» **WORK TO COMPLETE**: Scan the data below for the string "page". Show every line where it turns up.

□ □ □ □ □ □ □

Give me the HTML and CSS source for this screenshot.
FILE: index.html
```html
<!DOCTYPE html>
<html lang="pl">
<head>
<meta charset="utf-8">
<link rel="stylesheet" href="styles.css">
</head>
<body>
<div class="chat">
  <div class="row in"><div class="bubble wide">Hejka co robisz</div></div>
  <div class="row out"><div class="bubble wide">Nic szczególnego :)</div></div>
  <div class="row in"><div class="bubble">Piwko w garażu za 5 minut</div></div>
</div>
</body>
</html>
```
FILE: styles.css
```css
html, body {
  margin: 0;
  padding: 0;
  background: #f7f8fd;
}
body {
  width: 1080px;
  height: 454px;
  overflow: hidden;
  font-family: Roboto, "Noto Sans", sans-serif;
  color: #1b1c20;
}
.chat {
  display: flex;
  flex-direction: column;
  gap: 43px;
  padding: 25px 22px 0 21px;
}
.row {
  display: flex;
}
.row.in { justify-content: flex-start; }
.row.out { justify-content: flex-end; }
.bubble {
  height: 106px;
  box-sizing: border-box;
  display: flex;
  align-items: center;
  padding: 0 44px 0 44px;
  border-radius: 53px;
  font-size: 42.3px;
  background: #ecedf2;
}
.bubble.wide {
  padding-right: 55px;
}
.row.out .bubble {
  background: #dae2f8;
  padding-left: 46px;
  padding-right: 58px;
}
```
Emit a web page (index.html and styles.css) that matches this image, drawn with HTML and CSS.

□ □ □ □ □ □ □

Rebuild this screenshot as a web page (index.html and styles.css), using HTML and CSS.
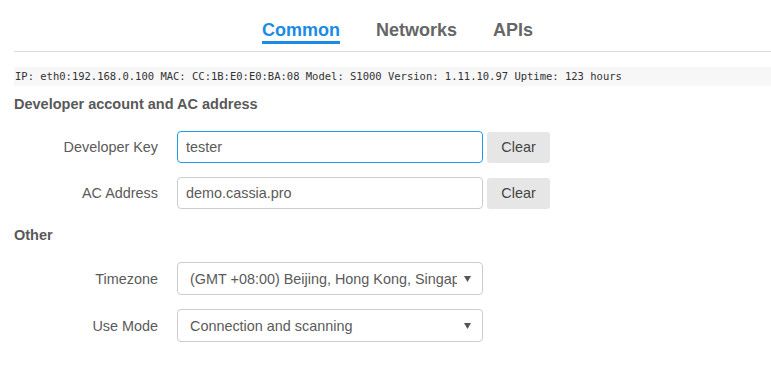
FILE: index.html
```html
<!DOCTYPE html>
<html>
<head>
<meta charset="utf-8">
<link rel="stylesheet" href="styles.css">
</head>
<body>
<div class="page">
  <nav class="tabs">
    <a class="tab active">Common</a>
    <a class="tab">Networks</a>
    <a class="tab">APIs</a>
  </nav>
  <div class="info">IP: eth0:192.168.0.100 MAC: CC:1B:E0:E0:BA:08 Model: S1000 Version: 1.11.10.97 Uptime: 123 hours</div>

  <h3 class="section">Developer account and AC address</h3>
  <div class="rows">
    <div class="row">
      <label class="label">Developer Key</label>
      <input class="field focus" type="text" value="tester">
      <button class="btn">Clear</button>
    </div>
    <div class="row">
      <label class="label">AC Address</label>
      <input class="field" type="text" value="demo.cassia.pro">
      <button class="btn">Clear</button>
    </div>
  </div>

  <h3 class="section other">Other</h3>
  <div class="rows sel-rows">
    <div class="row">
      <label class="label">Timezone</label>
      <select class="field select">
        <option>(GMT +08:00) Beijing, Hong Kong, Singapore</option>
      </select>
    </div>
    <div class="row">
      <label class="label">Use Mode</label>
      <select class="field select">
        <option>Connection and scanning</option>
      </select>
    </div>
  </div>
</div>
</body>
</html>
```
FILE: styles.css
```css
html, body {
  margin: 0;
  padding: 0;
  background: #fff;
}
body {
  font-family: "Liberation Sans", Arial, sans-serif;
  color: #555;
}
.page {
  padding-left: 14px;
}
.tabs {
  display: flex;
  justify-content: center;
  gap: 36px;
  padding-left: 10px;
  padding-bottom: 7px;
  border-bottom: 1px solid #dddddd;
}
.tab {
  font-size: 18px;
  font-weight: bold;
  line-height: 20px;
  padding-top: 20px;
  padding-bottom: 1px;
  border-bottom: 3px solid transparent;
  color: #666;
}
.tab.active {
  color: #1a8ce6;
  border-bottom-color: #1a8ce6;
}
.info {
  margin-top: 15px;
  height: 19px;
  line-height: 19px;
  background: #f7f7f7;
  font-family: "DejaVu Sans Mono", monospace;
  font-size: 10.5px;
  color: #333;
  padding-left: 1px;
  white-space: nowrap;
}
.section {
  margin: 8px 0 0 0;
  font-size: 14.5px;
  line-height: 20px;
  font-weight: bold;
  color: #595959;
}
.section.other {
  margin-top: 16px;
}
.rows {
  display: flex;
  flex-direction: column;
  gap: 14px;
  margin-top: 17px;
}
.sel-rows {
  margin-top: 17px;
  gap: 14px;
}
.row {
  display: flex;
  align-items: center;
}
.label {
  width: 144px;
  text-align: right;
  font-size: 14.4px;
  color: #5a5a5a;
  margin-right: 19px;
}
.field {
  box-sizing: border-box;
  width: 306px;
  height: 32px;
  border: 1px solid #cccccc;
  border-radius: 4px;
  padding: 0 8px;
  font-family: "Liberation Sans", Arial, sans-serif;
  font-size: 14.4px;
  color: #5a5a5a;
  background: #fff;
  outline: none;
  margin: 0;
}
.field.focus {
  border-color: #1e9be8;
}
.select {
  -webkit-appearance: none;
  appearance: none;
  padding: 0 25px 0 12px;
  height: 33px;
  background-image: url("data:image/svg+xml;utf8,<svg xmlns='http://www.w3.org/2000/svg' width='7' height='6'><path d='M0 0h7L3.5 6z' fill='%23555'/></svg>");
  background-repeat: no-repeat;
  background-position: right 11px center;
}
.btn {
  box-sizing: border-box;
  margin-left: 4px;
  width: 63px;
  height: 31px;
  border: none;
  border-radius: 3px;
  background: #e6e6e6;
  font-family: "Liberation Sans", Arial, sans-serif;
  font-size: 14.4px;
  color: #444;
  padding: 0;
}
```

□ □ □ □ □ □ □

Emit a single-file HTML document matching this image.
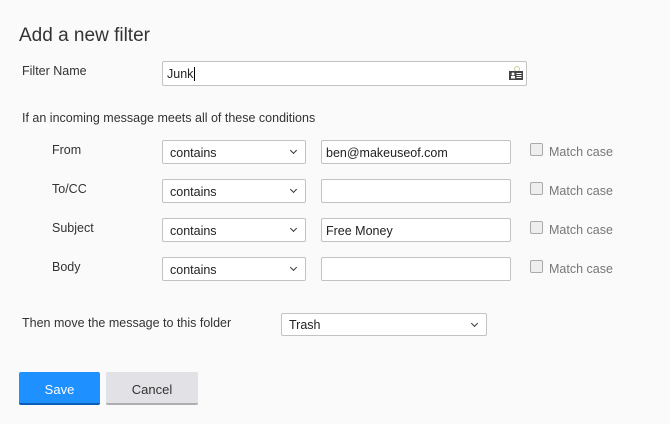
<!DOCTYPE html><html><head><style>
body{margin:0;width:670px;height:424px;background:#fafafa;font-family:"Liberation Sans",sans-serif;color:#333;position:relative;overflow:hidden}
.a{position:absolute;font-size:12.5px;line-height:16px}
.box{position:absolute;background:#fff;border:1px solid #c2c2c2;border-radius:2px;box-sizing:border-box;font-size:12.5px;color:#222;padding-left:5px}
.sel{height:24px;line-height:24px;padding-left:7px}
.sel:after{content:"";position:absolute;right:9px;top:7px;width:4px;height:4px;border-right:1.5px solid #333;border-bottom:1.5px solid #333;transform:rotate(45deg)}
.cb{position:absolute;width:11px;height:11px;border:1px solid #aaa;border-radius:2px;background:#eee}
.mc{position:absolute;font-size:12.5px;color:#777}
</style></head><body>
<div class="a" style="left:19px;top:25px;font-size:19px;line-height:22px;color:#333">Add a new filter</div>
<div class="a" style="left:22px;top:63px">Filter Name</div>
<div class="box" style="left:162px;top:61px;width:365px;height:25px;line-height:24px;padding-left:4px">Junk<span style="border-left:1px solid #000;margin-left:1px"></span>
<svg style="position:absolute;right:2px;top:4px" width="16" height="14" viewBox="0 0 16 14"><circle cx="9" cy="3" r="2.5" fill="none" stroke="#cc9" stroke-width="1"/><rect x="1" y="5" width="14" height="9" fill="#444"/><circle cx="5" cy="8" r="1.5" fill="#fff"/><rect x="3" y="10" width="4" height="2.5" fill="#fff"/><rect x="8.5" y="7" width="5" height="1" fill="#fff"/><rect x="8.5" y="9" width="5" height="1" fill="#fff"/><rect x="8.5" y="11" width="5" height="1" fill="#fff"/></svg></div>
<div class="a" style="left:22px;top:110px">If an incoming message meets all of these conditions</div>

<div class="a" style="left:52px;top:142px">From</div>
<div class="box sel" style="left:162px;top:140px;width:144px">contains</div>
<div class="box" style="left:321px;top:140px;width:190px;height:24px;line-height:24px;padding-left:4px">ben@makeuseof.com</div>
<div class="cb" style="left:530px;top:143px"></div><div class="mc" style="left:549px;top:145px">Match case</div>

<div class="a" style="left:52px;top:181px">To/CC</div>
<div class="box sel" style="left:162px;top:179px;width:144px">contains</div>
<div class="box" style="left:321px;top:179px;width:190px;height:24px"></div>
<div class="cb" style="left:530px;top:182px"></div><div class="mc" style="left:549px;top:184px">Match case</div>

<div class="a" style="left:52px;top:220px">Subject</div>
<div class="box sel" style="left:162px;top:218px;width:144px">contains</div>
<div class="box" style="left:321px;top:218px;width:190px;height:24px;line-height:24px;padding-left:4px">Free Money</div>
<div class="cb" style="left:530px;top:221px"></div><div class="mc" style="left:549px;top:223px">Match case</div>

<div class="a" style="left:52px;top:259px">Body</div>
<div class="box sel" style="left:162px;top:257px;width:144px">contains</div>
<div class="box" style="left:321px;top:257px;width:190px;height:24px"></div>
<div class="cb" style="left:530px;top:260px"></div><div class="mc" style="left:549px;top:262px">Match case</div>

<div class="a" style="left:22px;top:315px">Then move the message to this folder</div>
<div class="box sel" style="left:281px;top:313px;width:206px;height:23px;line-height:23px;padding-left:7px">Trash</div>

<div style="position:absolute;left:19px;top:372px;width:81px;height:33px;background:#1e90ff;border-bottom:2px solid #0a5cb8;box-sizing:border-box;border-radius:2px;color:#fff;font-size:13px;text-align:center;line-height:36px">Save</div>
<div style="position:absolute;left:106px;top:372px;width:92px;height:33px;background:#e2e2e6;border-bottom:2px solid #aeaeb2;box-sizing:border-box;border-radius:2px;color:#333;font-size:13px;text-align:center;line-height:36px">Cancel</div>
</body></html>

□ □ □ □ □ □ □

» **RESPONSE TO THIS TASK**:
Emit a web page (index.html and styles.css) that matches this image, drawn with HTML and CSS.
Rebuild this screenshot as a web page (index.html and styles.css), using HTML and CSS.
<div class="page">
.page {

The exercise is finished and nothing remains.